Comments on Evaluating the World Model Implicit in a Generative Model
Vafa et al released a paper earlier this year covering a particularly lucid operationalization of the question, “Do LLMs embed a world model?” On the one hand, we have an LLM that literally generates interactive 3D worlds, dropped by DeepMind earlier this week. But on the other hand, LLMs are notorious for wildly unrealistic behavior on out-of-distribution inputs.
The central insight is that something called the Myhill-Nerode theorem lets us reconstruct a world model simply from observing token sequences. Slightly more precisely, it provides sharp conditions such that, simply by observing output behavior, we know that some given computational system such as an LLM must be equivalent to a canonical description. In other words, in this special case, no matter how inscrutable the matrices may be, as long as the conditions are met, then the matrices must be isomorphic to a standard, human-style solution.
The details are absolutely fascinating, and I highly encourage you to read the original paper. Here I would like to poke at the edges of the argument and it’s particular implementation by Vafa et al.
Not only is the theorem application inspired, but since it applies to deterministic finite automata, we nicely restrict the domain of “world models” to a class of (computational) outputs that are particularly tractable, cf DFAs and the Chomsky hierarchy.

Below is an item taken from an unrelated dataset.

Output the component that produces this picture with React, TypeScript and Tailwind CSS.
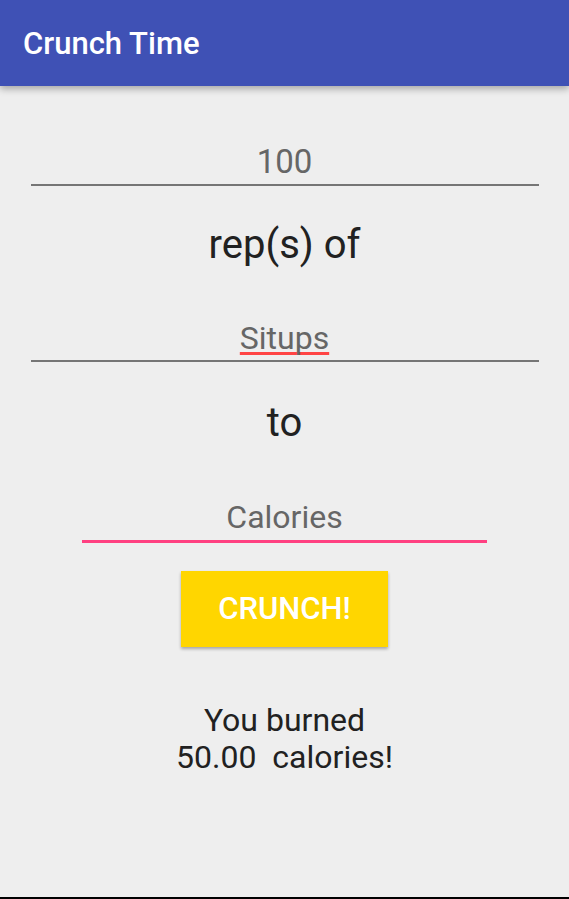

And the golden goose egg is in section 2.6, where the authors define their evaluation metrics, boundary precision and boundary recall. It takes a bit of work to unwind the math, but they boil down to the fact that an LLM can be wrong about world states in precisely two ways: 1) it can be missing information about a state; or 2) it can encode counterfactual information about a state.
After unwinding definitions, it turns out that boundary recall provides a measure of the former and boundary precision the latter.
The magic of Myhill-Nerode, however, is that it lets us completely ignore the content of a world state, which is mostly unobservable in LLMs right now, and just focus on how one state can or cannot transition to another, i.e. their connectivity. Specifically, the connectivity is encoded in a DFA’s transition graph or an LLMs set of all possible token sequences.
The authors then use these nicely setup tools to evaluate models of their own training. This is where the paper unfortunately loses some of its water-tightness. One obstacle is that we have no way of obtaining such a set of “all possible token sequences” for an LLM and must resort to stochastic sampling.
The paper finds that the reconstructed world models of their LLMs behave poorly under their recall and precision metrics. However, initial definitions didn’t explore how expectation values of recall and precision behave under stochastic sampling. I don’t have a clear idea what the expectation values should be. Coarsely, I believe that we should a priori expect to underestimate recall and overestimate precision, but the extent of this effect, especially relative to their particular problems and sampling methods, remains to be investigated.
A more parochial issue is that only one of the examined problems was measured relative to a breadth of multiple LLMs. In particular, the initial taxi route problem only investigated a single, small self-trained model.
Such a good set of scalpels deserves much broader application, IMHO!